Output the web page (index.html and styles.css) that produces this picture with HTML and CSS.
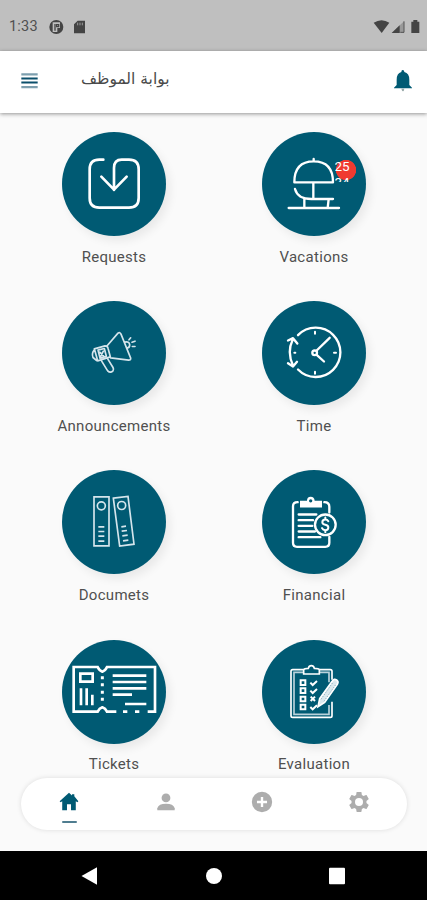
FILE: index.html
```
<!DOCTYPE html>
<html lang="en">
<head>
<meta charset="utf-8">
<title>Employee portal</title>
<link rel="stylesheet" href="styles.css">
</head>
<body>
<div class="screen">
  <div class="status">
    <span class="clock">1:33</span>
    <svg class="status-left" viewBox="144 52 120 54">
      <circle cx="169" cy="79" r="21" fill="#444"/>
      <path d="M158 65h22v17h-8v12h-14z" fill="#bfbfbf"/>
      <path d="M165 70v20M170 72h6v6h-6z" stroke="#444" stroke-width="4" fill="none"/>
      <path d="M233 60h22v38h-33V71z" fill="#444"/>
      <path d="M233 66v8M240 66v8M247 66v8" stroke="#999" stroke-width="3"/>
    </svg>
    <svg class="status-right" viewBox="480 52 144 54">
      <path d="M482 66q24-15 47 0l-23 31z" fill="#444"/>
      <path d="M536 97l37-35v35z" fill="#999"/>
      <path d="M536 97l24-23v23z" fill="#444"/>
      <path d="M562 95h11V62" fill="none" stroke="#555" stroke-width="3"/>
      <path d="M595 63h6v-5h12v5h6v34h-24z" fill="#444"/>
    </svg>
  </div>
  <header class="bar">
    <svg class="menu" viewBox="64 215 50 52">
      <path d="M64 222h50M64 261h50" stroke="#7d9fae" stroke-width="7"/>
      <path d="M64 235h50M64 247h50" stroke="#0b4f6b" stroke-width="6"/>
    </svg>
    <h1 class="title" lang="ar" dir="rtl">بوابة الموظف</h1>
    <svg class="bell" viewBox="540 207 60 72">
      <path d="M565 266h9q-1 8-4 8t-5-8z" fill="#9aa"/>
      <path d="M569 210q5 0 5 6 15 4 15 23v16l8 8v2h-54v-2l8-8v-16q0-19 14-23 0-6 4-6z" fill="#005a73"/>
    </svg>
  </header>
  <main class="grid">
    <div class="tile">
      <div class="disc">
        <svg viewBox="36 22 312 312" class="line w8">
          <path d="M160 105h-12q-29 0-29 29v86q0 29 29 29h89q29 0 29-29v-86q0-29-29-29h-22q-23 0-23 25v66M154 156l38 39 38-39"/>
        </svg>
      </div>
      <span class="label">Requests</span>
    </div>
    <div class="tile">
      <div class="disc">
        <svg viewBox="36 22 312 312" class="line w7">
          <path d="M133 173q0-63 58-63t58 63zM191 110v-7M190 173v49M135 193q8 30 49 30h65M163 223v27M236 223l-3 27M116 250h151"/>
        </svg>
        <span class="badge">25<br>34</span>
      </div>
      <span class="label">Vacations</span>
    </div>
    <div class="tile">
      <div class="disc">
        <svg viewBox="36 19.5 312 312" class="line w5 soft">
          <path d="M172 153l32-37q6-4 9 3l29 72q1 6-6 6l-54-7M133 163l32-9q8 0 9 7l7 26-38 12zM133 166q-9 10-4 23l11 9M144 167l19-5 6 23-19 6zM149 173l12 12M160 170l-9 17M155 200l18 29q8 8 16 0 3-5 0-10l-16-26M225 143q12-3 14 7 1 8-6 10M237 136l5-6M246 143l9-3M247 156h8"/>
        </svg>
      </div>
      <span class="label">Announcements</span>
    </div>
    <div class="tile">
      <div class="disc">
        <svg viewBox="36 19.5 312 312" class="line w7">
          <path d="M144 122a74 74 0 1 1 0 103M128 136q-18 37 1 77M114 138l15-7 13 16M114 206l15 10 12-14" />
          <circle cx="194" cy="175" r="7"/>
          <path d="M200 168l39-38M200 181l22 20" stroke-width="7"/>
          <path d="M195 112v6M195 232v6M252 175h6M133 175h3" stroke-width="6"/>
        </svg>
      </div>
      <span class="label">Time</span>
    </div>
    <div class="tile">
      <div class="disc">
        <svg viewBox="36 16.5 312 312" class="line w5 soft square">
          <path d="M132 97h45v147h-45zM190 101l44-5 18 143-43 6z"/>
          <circle cx="154" cy="124" r="12"/>
          <circle cx="215" cy="123" r="12"/>
          <path d="M145 187h18M145 201h18M145 215h18M145 230h18M214 187l14-2M215 200l16-2M217 214l16-2M219 229l16-2"/>
        </svg>
      </div>
      <span class="label">Documets</span>
    </div>
    <div class="tile">
      <div class="disc">
        <svg viewBox="36 16.5 312 312" class="line w7">
          <path d="M143 113q-14 0-14 12v110q0 12 12 12h85q12 0 12-12v-18M223 113q15 0 15 14v17"/>
          <path d="M150 129v-20h21q0-12 11-12t12 12h22v20z" fill="#fff" stroke="none"/>
          <circle cx="182" cy="109" r="5" fill="#005a73" stroke="none"/>
          <path d="M146 150h53M146 167h43M146 184h41M146 201h49M146 218h65"/>
          <circle cx="226" cy="181" r="31"/>
          <path d="M235 170q-3-5-9-5-9 0-9 8 0 6 9 8t9 8q0 8-9 8-7 0-10-6M226 159v6M226 197v6" stroke-width="6"/>
        </svg>
      </div>
      <span class="label">Financial</span>
    </div>
    <div class="tile">
      <div class="disc">
        <svg viewBox="36 24 312 312" class="line w8 square">
          <path d="M199 239h-28q-5-10-14-13-9 3-14 13H71V105h72q5 11 14 14 9-3 14-14h144v134h-22M219 239h13M255 239h13M91 125h37v24H91z"/>
          <path d="M157 133v9M157 154v9M157 176v9M157 197v9" stroke-width="9"/>
          <path d="M93 169v51M110 169v51M127 188v32M188 131h101M188 150h101M188 169h101M188 188h58M225 216h64"/>
        </svg>
      </div>
      <span class="label">Tickets</span>
    </div>
    <div class="tile">
      <div class="disc">
        <svg viewBox="36 24 312 312" class="line w5 square">
          <path d="M160 113h-32q-5 0-5 5v133q0 5 5 5h113q5 0 5-5v-42M208 113h33q5 0 5 5v25"/>
          <path d="M161 121h-29v126h105v-28M208 121h29v30" stroke="#b9d2db"/>
          <path d="M161 126v-13q2-4 14-4 2-8 9-8t9 8q13 0 15 4v13z"/>
          <path d="M152 145h14v14h-14zM152 169h14v14h-14zM152 194h14v14h-14zM152 218h14v14h-14z" stroke-width="6"/>
          <path d="M181 152l7 7 13-12M181 176l7 7 13-12M182 194l13 13M195 194l-13 13M181 225l7 7 13-12" stroke-width="6"/>
          <path d="M204 224l5-24 38-53q5-8 13-3 7 5 2 13l-38 54z" fill="#dce9ee" stroke="#fff"/>
          <path d="M213 202l35-50M222 208l35-50" stroke="#8db3c1" stroke-width="3" stroke-dasharray="4 4"/>
        </svg>
      </div>
      <span class="label">Evaluation</span>
    </div>
  </main>
  <nav class="tabs">
    <div class="tab active">
      <svg viewBox="0 0 24 24"><path d="M17.8 5.8V3.6h-2.5v1.2L12 2 1.8 11.2l1 1.2 1.8-1.3V21h5.200v-6.500h4.400V21h5.200v-9.900l1.800 1.300 1-1.200z"/></svg>
      <i class="mark"></i>
    </div>
    <div class="tab"><svg viewBox="0 0 24 24"><circle cx="12" cy="7.500" r="4.800"/><path d="M2.500 21v-2.200Q4 14 12 14t9.500 4.800V21z"/></svg></div>
    <div class="tab"><svg viewBox="0 0 24 24"><path fill-rule="evenodd" d="M12 .9a11.100 11.100 0 1 0 0 22.200 11.100 11.100 0 0 0 0-22.200zM10.700 6.500h2.600v4.200h4.200v2.600h-4.200v4.200h-2.600v-4.200H6.500v-2.600h4.200z"/></svg></div>
    <div class="tab"><svg class="gear" viewBox="2 2 20 20"><path d="M19.430 12.980c.04-.32.070-.64.070-.98s-.03-.66-.07-.98l2.110-1.650c.19-.15.240-.42.120-.64l-2-3.460c-.12-.22-.39-.3-.61-.22l-2.490 1c-.52-.4-1.080-.73-1.690-.98l-.38-2.650C14.460 2.180 14.250 2 14 2h-4c-.25 0-.46.180-.49.420l-.38 2.650c-.61.250-1.170.590-1.690.98l-2.490-1c-.23-.09-.49 0-.61.220l-2 3.460c-.13.220-.07.490.120.640l2.110 1.650c-.04.320-.07.650-.07.980s.03.660.070.980l-2.110 1.650c-.19.150-.24.420-.12.640l2 3.460c.12.220.390.300.610.220l2.490-1c.52.400 1.080.730 1.690.980l.38 2.650c.03.240.240.420.490.420h4c.25 0 .46-.18.490-.42l.38-2.650c.61-.25 1.170-.59 1.690-.98l2.490 1c.23.090.490 0 .61-.22l2-3.460c.12-.22.070-.49-.12-.64zM12 16a4 4 0 1 1 0-8 4 4 0 0 1 0 8z"/></svg></div>
  </nav>
  <footer class="system">
    <svg viewBox="0 0 18 18"><path d="M.5 9L16 .3v17.400z"/></svg>
    <svg viewBox="0 0 18 18"><circle cx="9" cy="9" r="8"/></svg>
    <svg viewBox="0 0 18 18"><rect x="1" y=".7" width="16" height="16.500" rx="1"/></svg>
  </footer>
</div>
</body>
</html>
```
FILE: styles.css
```
* { box-sizing: border-box; }
body {
  margin: 0;
  background: #fafafa;
  font-family: Roboto, "Liberation Sans", sans-serif;
}
svg { display: block; }
.screen {
  position: relative;
  display: flex;
  flex-direction: column;
  height: 900px;
  overflow: hidden;
}
.status {
  display: flex;
  align-items: center;
  height: 51px;
  padding: 2px 6px 0 9px;
  background: #bfbfbf;
}
.clock {
  width: 39px;
  font-size: 14.5px;
  letter-spacing: .2px;
  color: #505050;
}
.status-left { width: 40px; height: 18px; }
.status-right { width: 48px; height: 18px; margin-left: auto; }
.bar {
  display: flex;
  align-items: center;
  height: 62px;
  padding: 0 14px 4px 21px;
  background: #fff;
  box-shadow: 0 1px 4px rgba(0, 0, 0, .42);
}
.menu { width: 17px; height: 17px; }
.title {
  margin: -2px 0 0 43px;
  font: 400 15.5px/20px "DejaVu Sans", sans-serif;
  color: #4a4a4a;
  white-space: nowrap;
}
.bell { width: 20px; height: 24px; margin: 2px 0 0 auto; }
.grid {
  display: grid;
  grid-template-columns: 200px 200px;
  grid-auto-rows: 169.200px;
  height: 738px;
  padding: 19px 13px 0 14px;
}
.tile {
  display: flex;
  flex-direction: column;
  align-items: center;
}
.disc {
  position: relative;
  width: 104px;
  height: 104px;
  border-radius: 50%;
  background: #005a73;
  box-shadow: 4px 5px 10px rgba(0, 0, 0, .07);
}
.disc svg { width: 104px; height: 104px; }
.line {
  fill: none;
  stroke: #fff;
  stroke-linecap: round;
  stroke-linejoin: round;
}
.w5 { stroke-width: 5; }
.w7 { stroke-width: 7; }
.w8 { stroke-width: 8; }
.soft { stroke: #d5e5ec; }
.square { stroke-linecap: butt; stroke-linejoin: miter; }
.badge {
  position: absolute;
  top: 27px;
  left: 72.500px;
  width: 22px;
  height: 23px;
  overflow: hidden;
  background: radial-gradient(circle at 11px 11px, #f03a30 9.800px, transparent 10.400px);
  color: #fff;
  font-size: 13.500px;
  line-height: 15.500px;
}
.label {
  margin-top: 10.500px;
  font-size: 15px;
  line-height: 20px;
  letter-spacing: .3px;
  color: #505050;
  white-space: nowrap;
}
.tabs {
  position: absolute;
  top: 778px;
  left: 21px;
  display: grid;
  grid-template-columns: repeat(4, 1fr);
  width: 386px;
  height: 52px;
  border-radius: 26px;
  background: #fff;
  box-shadow: 0 0 5px rgba(0, 0, 0, .12);
}
.tab {
  display: flex;
  flex-direction: column;
  align-items: center;
  padding-top: 13px;
  fill: #adadad;
}
.tab svg { width: 22px; height: 22px; }
.tab svg.gear { width: 20px; height: 20px; margin-top: 1px; }
.active { fill: #005a73; }
.mark {
  width: 15px;
  height: 2px;
  margin-top: 7.500px;
  border-radius: 1px;
  background: #4f7d90;
}
.system {
  display: flex;
  align-items: center;
  justify-content: center;
  gap: 105.500px;
  height: 49px;
  background: #000;
  fill: #fff;
}
.system svg { width: 18px; height: 18px; }
```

→ Instruction
From the data above, copy each line that has the string "index".

→ Finished answer
Output the web page (index.html and styles.css) that produces this picture with HTML and CSS.
FILE: index.html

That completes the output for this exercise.